Ottawa, 26 August 2015

Média ClassiQ inc.
Montréal and Québec, Quebec

Applications 2015-0322-7 and 2015-0348-3, received 9 April 2015
Public hearing in the National Capital Region
22 July 2015

CJPX-FM Montréal and CJSQ-FM Québec - Acquisition of assets and licence amendments

The Commission approves, with certain changes to the value of the transaction and the tangible benefits package, an application by Média ClassiQ inc. (Média ClassiQ) for authority to acquire from Radio-Classique Montréal inc. and Radio-Classique Québec inc. the assets of the French-language specialty commercial radio programming undertakings CJPX-FM Montréal and CJSQ-FM Québec, Quebec, respectively, as well as for new broadcasting licences to continue the operation of the stations.

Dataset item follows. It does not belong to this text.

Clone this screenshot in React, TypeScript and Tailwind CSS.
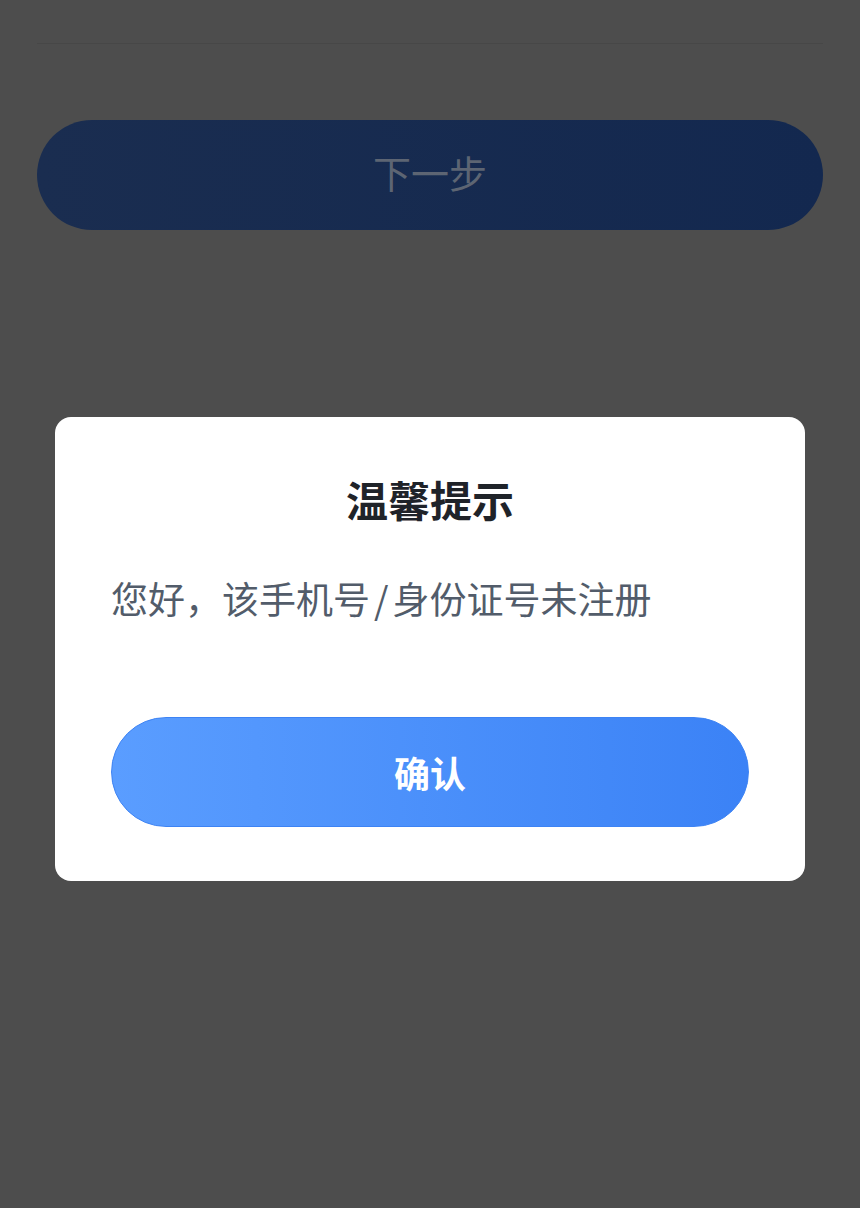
import React from "react";

export default function App() {
  return (
    <div
      className="relative min-h-[1208px] w-full bg-[#4d4d4d]"
      style={{ fontFamily: '"Noto Sans CJK SC", "Noto Sans", sans-serif' }}
    >
      <div className="px-[37px] pt-[43px]">
        <div className="h-px w-full bg-[#474747]" />
        <button className="mt-[76px] flex h-[110px] w-full items-center justify-center rounded-full bg-gradient-to-r from-[#1a2d50] to-[#13284f] pb-[6px] text-[38px] leading-none text-[#5d6573]">
          下一步
        </button>
      </div>

      <div className="absolute inset-x-0 top-[417px] flex justify-center">
        <div className="flex w-[750px] flex-col rounded-[16px] bg-white px-[56px] pb-[54px] pt-[52px]">
          <h2 className="text-center text-[42px] font-bold leading-[60px] text-[#1f2329]">
            温馨提示
          </h2>
          <p className="mt-[42px] text-[37px] leading-[54px] text-[#525c6a]">
            您好，该手机号<span className="px-[4px]">/</span>身份证号未注册
          </p>
          <button className="mt-[92px] flex h-[110px] w-full items-center justify-center rounded-full border border-[#3d83f4] bg-gradient-to-r from-[#5a9dff] to-[#3b82f6] text-[36px] font-bold text-white">
            确认
          </button>
        </div>
      </div>
    </div>
  );
}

This transaction serves the public interest as it will ensure diversity of programming and voices for listeners in the Montréal and Québec markets.

The Commission also approves an application by Média ClassiQ to amend CJSQ-FM’s conditions of licence to operate it under the same conditions as CJPX-FM. Harmonizing the conditions of licence for the two stations will allow for synergies and help rectify CJSQ-FM’s financial situation.

Applications

  1. Média ClassiQ inc. (Média ClassiQ) filed applications:

    • for authority to acquire from Radio-Classique Montréal inc. and Radio-Classique Québec inc. the assets of the French-language specialty commercial radio undertakings CJPX-FM Montréal and CJSQ-FM Québec, Quebec, respectively, as well as for new broadcasting licences to continue the operation of these stations (application 2015-0322-7); and

    • to amend CJSQ-FM’s conditions of licence to operate it under the same conditions as CJPX-FM (application 2015-0348-3).

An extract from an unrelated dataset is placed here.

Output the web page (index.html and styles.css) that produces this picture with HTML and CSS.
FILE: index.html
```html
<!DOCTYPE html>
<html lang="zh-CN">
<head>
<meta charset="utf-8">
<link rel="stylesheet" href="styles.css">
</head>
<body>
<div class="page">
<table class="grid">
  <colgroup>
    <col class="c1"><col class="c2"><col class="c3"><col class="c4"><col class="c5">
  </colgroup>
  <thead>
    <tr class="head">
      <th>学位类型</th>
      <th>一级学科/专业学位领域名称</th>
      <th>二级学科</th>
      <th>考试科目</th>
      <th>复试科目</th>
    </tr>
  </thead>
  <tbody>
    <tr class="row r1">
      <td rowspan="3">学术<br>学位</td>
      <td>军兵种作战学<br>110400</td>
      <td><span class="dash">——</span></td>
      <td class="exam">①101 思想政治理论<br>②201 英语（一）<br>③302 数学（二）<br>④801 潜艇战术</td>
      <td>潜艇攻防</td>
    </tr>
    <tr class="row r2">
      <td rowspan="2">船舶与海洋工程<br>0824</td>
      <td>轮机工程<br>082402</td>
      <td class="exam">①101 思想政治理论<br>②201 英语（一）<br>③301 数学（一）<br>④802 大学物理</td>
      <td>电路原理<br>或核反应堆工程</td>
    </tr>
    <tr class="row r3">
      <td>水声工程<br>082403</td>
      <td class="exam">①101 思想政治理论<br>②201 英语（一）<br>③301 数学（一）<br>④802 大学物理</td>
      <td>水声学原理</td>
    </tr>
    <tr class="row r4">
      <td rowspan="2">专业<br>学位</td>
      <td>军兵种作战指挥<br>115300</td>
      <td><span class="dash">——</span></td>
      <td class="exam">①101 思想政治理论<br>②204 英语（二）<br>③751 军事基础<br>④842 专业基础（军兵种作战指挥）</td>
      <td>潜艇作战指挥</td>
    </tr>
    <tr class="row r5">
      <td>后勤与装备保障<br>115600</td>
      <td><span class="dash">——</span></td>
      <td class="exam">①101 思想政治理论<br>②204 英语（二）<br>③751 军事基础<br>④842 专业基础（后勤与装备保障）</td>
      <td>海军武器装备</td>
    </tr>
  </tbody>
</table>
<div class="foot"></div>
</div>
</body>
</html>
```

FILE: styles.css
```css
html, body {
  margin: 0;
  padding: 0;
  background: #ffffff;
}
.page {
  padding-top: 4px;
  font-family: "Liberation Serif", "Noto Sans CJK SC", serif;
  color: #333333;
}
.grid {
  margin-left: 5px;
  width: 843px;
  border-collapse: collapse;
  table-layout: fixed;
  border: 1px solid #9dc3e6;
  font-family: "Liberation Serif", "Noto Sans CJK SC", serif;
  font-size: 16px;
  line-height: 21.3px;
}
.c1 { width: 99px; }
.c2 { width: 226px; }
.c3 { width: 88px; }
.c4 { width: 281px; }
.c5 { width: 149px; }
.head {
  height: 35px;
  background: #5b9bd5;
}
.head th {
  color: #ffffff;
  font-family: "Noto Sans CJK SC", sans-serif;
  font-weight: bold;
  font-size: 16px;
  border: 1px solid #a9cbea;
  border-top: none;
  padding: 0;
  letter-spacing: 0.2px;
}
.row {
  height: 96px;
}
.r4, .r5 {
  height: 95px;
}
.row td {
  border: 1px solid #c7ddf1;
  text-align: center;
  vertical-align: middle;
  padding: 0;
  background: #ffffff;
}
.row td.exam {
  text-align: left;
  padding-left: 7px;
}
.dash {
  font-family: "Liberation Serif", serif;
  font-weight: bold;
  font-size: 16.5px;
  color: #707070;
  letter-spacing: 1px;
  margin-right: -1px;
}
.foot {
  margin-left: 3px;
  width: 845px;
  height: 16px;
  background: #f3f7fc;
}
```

  2. Média ClassiQ is wholly owned by Marignan inc., a corporation controlled by Mr. Gregory Charles.

  3. Following completion of the transaction, Média ClassiQ would become the licensee of CJPX-FM and CJSQ-FM.

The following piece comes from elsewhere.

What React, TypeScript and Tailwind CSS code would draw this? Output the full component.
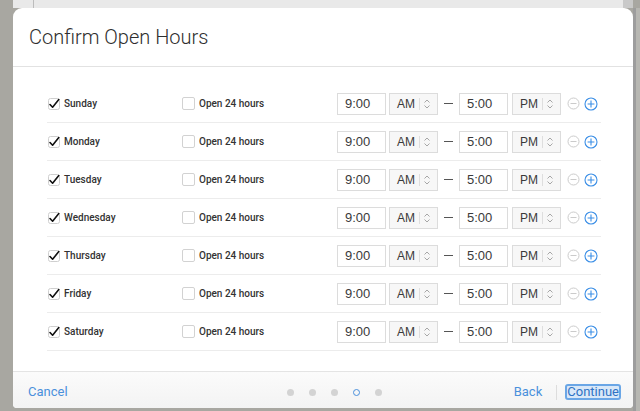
import React from "react"

const days = ["Sunday", "Monday", "Tuesday", "Wednesday", "Thursday", "Friday", "Saturday"]

function DayCheck() {
  return (
    <svg width="14" height="14" viewBox="0 0 14 14" className="shrink-0">
      <rect x="1.5" y="1.5" width="11" height="11" rx="2" fill="white" stroke="#cfcfcf" />
      <polyline points="3,7.5 5.6,10.2 11.8,2.6" fill="none" stroke="#111" strokeWidth="1.6" strokeLinecap="round" strokeLinejoin="round" />
    </svg>
  )
}

function Chevrons() {
  return (
    <svg width="8" height="12" viewBox="0 0 8 12">
      <path d="M1.5 4.5 L4 2 L6.5 4.5" fill="none" stroke="#a6a6a6" strokeWidth="1" />
      <path d="M1.5 7.5 L4 10 L6.5 7.5" fill="none" stroke="#a6a6a6" strokeWidth="1" />
    </svg>
  )
}

function TimeBox({ value }: { value: string }) {
  return (
    <div className="w-[49px] h-[22px] border border-[#dcdcdc] bg-white flex items-center pl-[7px] text-[13px] text-[#3a3a3a] font-['Liberation_Sans',Arial,sans-serif]">
      {value}
    </div>
  )
}

function Meridiem({ value }: { value: string }) {
  return (
    <div className="w-[49px] h-[22px] border border-[#dcdcdc] bg-[#f7f7f7] flex items-center pl-[7px] text-[12px] text-[#3a3a3a] font-['Liberation_Sans',Arial,sans-serif]">
      <span>{value}</span>
      <span className="w-px h-[12px] bg-[#dedede] ml-[4px] mr-[3px]" />
      <Chevrons />
    </div>
  )
}

function Row({ day }: { day: string }) {
  return (
    <div className="h-[38px] border-b border-[#ececec] flex items-center text-[10px] font-medium text-[#333] font-['Roboto',Arial,sans-serif]">
      <div className="w-[135px] flex items-center">
        <DayCheck />
        <span className="ml-[3px]">{day}</span>
      </div>
      <div className="w-[155px] flex items-center">
        <span className="w-[13px] h-[13px] border border-[#d2d2d2] rounded-[2px] bg-white" />
        <span className="ml-[4px]">Open 24 hours</span>
      </div>
      <TimeBox value="9:00" />
      <div className="ml-[3px]">
        <Meridiem value="AM" />
      </div>
      <div className="w-[21px] flex justify-center">
        <span className="w-[9px] h-[1.5px] bg-[#555]" />
      </div>
      <TimeBox value="5:00" />
      <div className="ml-[4px]">
        <Meridiem value="PM" />
      </div>
      <svg width="13" height="13" viewBox="0 0 13 13" className="ml-[6px]">
        <circle cx="6.5" cy="6.5" r="5.5" fill="none" stroke="#cbcbcb" strokeWidth="1" />
        <path d="M3.5 6.5 H9.5" stroke="#cbcbcb" strokeWidth="1" />
      </svg>
      <svg width="14" height="14" viewBox="0 0 14 14" className="ml-[4px]">
        <circle cx="7" cy="7" r="6" fill="none" stroke="#3a8ee6" strokeWidth="1.1" />
        <path d="M3.6 7 H10.4 M7 3.6 V10.4" stroke="#3a8ee6" strokeWidth="1.1" />
      </svg>
    </div>
  )
}

export default function App() {
  return (
    <div className="w-[640px] h-[411px] bg-[#a8a7a1] flex flex-col overflow-hidden">
      <div className="h-[8px] flex shrink-0">
        <div className="w-[13px]" />
        <div className="w-[20px] bg-[#e9e9e9]" />
        <div className="w-px bg-[#bcbcbc]" />
        <div className="flex-1 bg-[#e9e9e9]" />
        <div className="w-[10px] bg-[#c9c9c9]" />
        <div className="w-[7px]" />
      </div>
      <div className="flex flex-1 min-h-0">
        <div className="w-[13px] shrink-0" />
        <div className="w-[620px] h-[400px] bg-white rounded-t-[9px] rounded-b-[4px] flex flex-col overflow-hidden shrink-0">
          <div className="h-[59px] border-b border-[#e2e2e2] flex items-center pl-[16px] shrink-0">
            <h1 className="text-[20px] font-light text-[#2e2e2e] font-['Roboto',Arial,sans-serif]">Confirm Open Hours</h1>
          </div>
          <div className="pt-[18px] pl-[34px] pr-[32px] h-[304px] shrink-0">
            {days.map((d) => (
              <Row key={d} day={d} />
            ))}
          </div>
          <div className="flex-1 border-t border-[#e4e4e4] bg-gradient-to-b from-[#fbfbfb] to-[#f3f3f3] flex items-center pt-[4px] pl-[15px] pr-[12px] text-[13px] font-['Roboto',Arial,sans-serif]">
            <div className="w-[259px] text-[#4a90dc]">Cancel</div>
            <div className="flex items-center gap-[15px]">
              <span className="w-[7px] h-[7px] rounded-full bg-[#d3d3d3]" />
              <span className="w-[7px] h-[7px] rounded-full bg-[#d3d3d3]" />
              <span className="w-[7px] h-[7px] rounded-full bg-[#d3d3d3]" />
              <span className="w-[7px] h-[7px] rounded-full border border-[#4a90dc]" />
              <span className="w-[7px] h-[7px] rounded-full bg-[#d3d3d3]" />
            </div>
            <div className="flex-1" />
            <span className="text-[#4a90dc]">Back</span>
            <span className="w-px h-[15px] bg-[#dddddd] ml-[14px] mr-[8px]" />
            <span className="border-2 border-[#6aa6e6] bg-[#d9e8f8] rounded-[3px] leading-[12px] text-[#2f72c4]">Continue</span>
          </div>
        </div>
        <div className="flex-1 flex">
          <div className="w-[3px] bg-[#9d9d9d]" />
          <div className="flex-1 bg-[#b7b7b2]" />
        </div>
      </div>
    </div>
  )
}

  4. The Commission received interventions supporting the applications, mainly from interveners in Quebec’s classical music field. It also received an intervention commenting on the applications from the Association québécoise de l’industrie du disque, du spectacle et de la vidéo (ADISQ), to which the applicant replied. ADISQ’s intervention and the applicant’s reply are addressed further in this decision. The public record for this proceeding can be found on the Commission’s website at www.crtc.gc.ca or by using the application numbers provided above.

Regulatory framework

  1. The review of ownership transactions is an essential element of the Commission’s regulatory and supervisory mandate under the Broadcasting Act (the Act). Since the Commission does not solicit competitive applications for changes in effective control of broadcasting undertakings, the onus is on the applicant to demonstrate that approval is in the public interest, that the benefits of the transaction are commensurate with the size and nature of the transaction and that the application represents the best possible proposal under the circumstances.

  2. The Commission must consider each application on its merits, based on the circumstances specific to the application. In addition, the Commission must be assured that approval of a proposed ownership transaction furthers the public interest as expressed in the objectives set out in section 3(1) of the Act.

Commission’s analysis and decisions

  1. Média ClassiQ wishes to maintain the stations’ specialty format and preserve their distinct orientation as classical music broadcasters in markets where most stations favour popular music or spoken word formats. Média ClassiQ is also examining the possibility of devoting part of the two stations’ programming to “classical jazz” music, which is no longer broadcast in Montréal and very little in the Québec market. Média ClassiQ’s proposal for the two stations’ programming would consequently contribute to the diversity of programming in those two markets.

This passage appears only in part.